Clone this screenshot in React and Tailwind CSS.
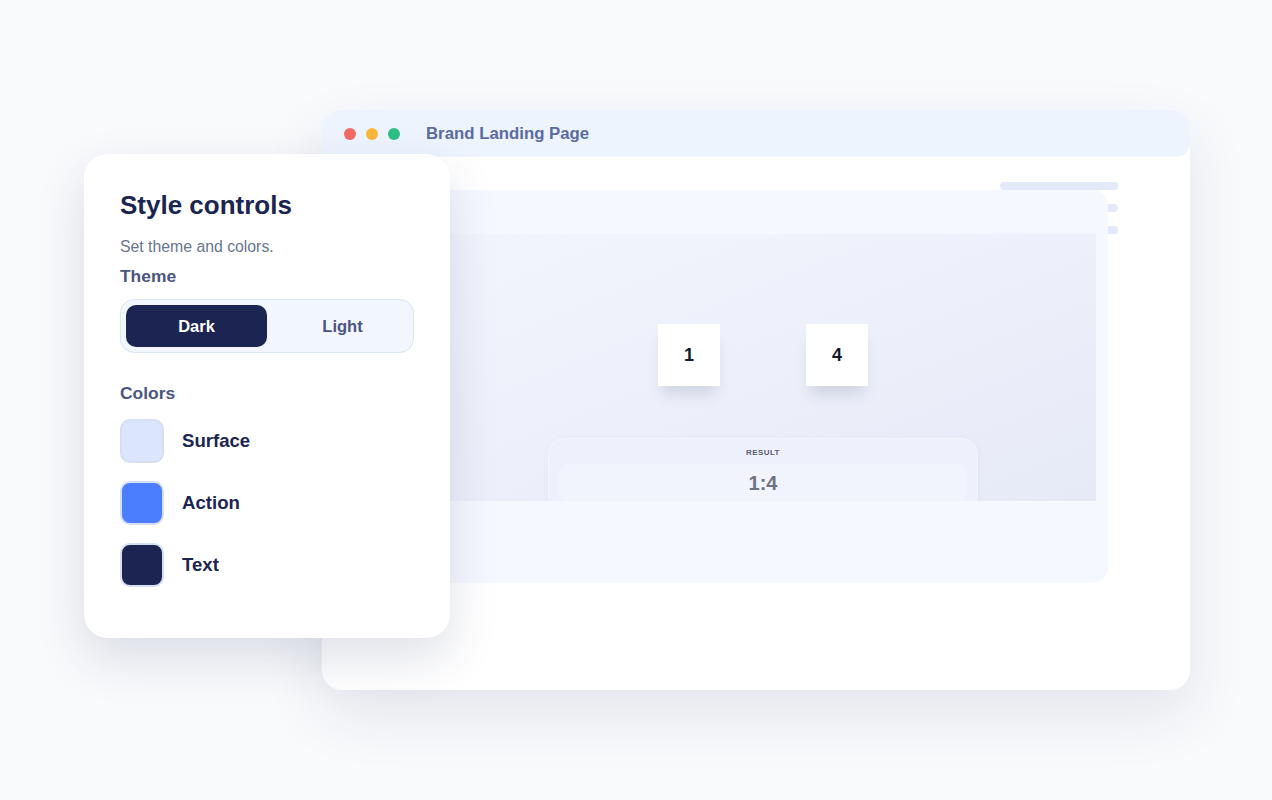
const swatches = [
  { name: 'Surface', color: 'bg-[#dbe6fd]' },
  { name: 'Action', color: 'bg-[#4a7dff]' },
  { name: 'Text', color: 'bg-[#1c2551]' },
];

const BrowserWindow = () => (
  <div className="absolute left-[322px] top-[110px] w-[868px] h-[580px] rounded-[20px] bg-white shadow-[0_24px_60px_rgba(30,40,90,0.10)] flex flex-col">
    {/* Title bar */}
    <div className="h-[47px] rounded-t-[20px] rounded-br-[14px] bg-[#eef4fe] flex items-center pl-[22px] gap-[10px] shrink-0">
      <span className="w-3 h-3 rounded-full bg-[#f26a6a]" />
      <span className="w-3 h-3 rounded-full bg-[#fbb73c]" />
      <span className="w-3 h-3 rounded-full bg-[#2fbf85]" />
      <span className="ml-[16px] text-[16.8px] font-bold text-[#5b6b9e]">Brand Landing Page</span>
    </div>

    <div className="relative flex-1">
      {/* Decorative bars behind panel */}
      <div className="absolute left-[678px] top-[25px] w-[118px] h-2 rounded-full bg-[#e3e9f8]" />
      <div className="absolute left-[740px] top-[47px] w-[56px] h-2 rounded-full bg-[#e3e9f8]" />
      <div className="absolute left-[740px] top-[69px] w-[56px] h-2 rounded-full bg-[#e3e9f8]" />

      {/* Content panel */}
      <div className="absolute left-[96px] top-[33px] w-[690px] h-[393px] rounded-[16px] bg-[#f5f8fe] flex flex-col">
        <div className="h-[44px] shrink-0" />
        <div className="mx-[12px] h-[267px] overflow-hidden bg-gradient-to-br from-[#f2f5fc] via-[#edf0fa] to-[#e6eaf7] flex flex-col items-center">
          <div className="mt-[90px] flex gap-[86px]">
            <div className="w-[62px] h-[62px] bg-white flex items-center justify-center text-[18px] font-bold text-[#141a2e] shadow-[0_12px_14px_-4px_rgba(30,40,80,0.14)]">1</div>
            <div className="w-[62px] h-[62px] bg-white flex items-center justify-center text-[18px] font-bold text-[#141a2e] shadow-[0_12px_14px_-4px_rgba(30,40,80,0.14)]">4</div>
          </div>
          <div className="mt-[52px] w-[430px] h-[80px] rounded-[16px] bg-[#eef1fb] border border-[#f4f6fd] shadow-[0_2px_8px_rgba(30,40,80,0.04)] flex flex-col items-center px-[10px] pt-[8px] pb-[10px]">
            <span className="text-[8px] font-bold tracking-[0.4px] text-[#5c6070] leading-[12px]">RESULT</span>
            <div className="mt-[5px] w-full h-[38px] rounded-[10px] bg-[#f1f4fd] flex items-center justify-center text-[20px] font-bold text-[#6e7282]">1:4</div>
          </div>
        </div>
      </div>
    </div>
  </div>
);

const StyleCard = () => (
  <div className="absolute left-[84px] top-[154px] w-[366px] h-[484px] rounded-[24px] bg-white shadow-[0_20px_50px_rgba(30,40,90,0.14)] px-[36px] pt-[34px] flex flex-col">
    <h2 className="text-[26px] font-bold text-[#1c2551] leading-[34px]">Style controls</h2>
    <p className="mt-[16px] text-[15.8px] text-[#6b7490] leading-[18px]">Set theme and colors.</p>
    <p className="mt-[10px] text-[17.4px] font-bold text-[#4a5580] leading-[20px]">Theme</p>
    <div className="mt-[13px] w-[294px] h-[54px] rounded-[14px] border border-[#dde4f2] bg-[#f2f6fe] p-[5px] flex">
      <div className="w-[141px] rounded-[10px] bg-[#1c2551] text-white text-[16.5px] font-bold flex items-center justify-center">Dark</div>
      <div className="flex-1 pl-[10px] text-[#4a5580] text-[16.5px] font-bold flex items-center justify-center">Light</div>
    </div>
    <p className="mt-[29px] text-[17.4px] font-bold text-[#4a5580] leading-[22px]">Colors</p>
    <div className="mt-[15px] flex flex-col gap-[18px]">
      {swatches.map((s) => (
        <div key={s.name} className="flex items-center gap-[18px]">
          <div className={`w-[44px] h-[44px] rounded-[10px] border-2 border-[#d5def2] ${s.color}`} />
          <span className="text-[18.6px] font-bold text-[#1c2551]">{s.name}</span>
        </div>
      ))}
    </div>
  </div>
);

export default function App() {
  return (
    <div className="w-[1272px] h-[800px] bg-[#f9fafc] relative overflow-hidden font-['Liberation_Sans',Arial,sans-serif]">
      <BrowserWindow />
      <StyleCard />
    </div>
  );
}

★ ★ ★

Restate only the lines running from the start of the material above through the line containing "left-[740px] top-[69px] w-[56px]", ends included. No pictures.

Clone this screenshot in React and Tailwind CSS.
const swatches = [
  { name: 'Surface', color: 'bg-[#dbe6fd]' },
  { name: 'Action', color: 'bg-[#4a7dff]' },
  { name: 'Text', color: 'bg-[#1c2551]' },
];

const BrowserWindow = () => (
  <div className="absolute left-[322px] top-[110px] w-[868px] h-[580px] rounded-[20px] bg-white shadow-[0_24px_60px_rgba(30,40,90,0.10)] flex flex-col">
    {/* Title bar */}
    <div className="h-[47px] rounded-t-[20px] rounded-br-[14px] bg-[#eef4fe] flex items-center pl-[22px] gap-[10px] shrink-0">
      <span className="w-3 h-3 rounded-full bg-[#f26a6a]" />
      <span className="w-3 h-3 rounded-full bg-[#fbb73c]" />
      <span className="w-3 h-3 rounded-full bg-[#2fbf85]" />
      <span className="ml-[16px] text-[16.8px] font-bold text-[#5b6b9e]">Brand Landing Page</span>
    </div>

    <div className="relative flex-1">
      {/* Decorative bars behind panel */}
      <div className="absolute left-[678px] top-[25px] w-[118px] h-2 rounded-full bg-[#e3e9f8]" />
      <div className="absolute left-[740px] top-[47px] w-[56px] h-2 rounded-full bg-[#e3e9f8]" />
      <div className="absolute left-[740px] top-[69px] w-[56px] h-2 rounded-full bg-[#e3e9f8]" />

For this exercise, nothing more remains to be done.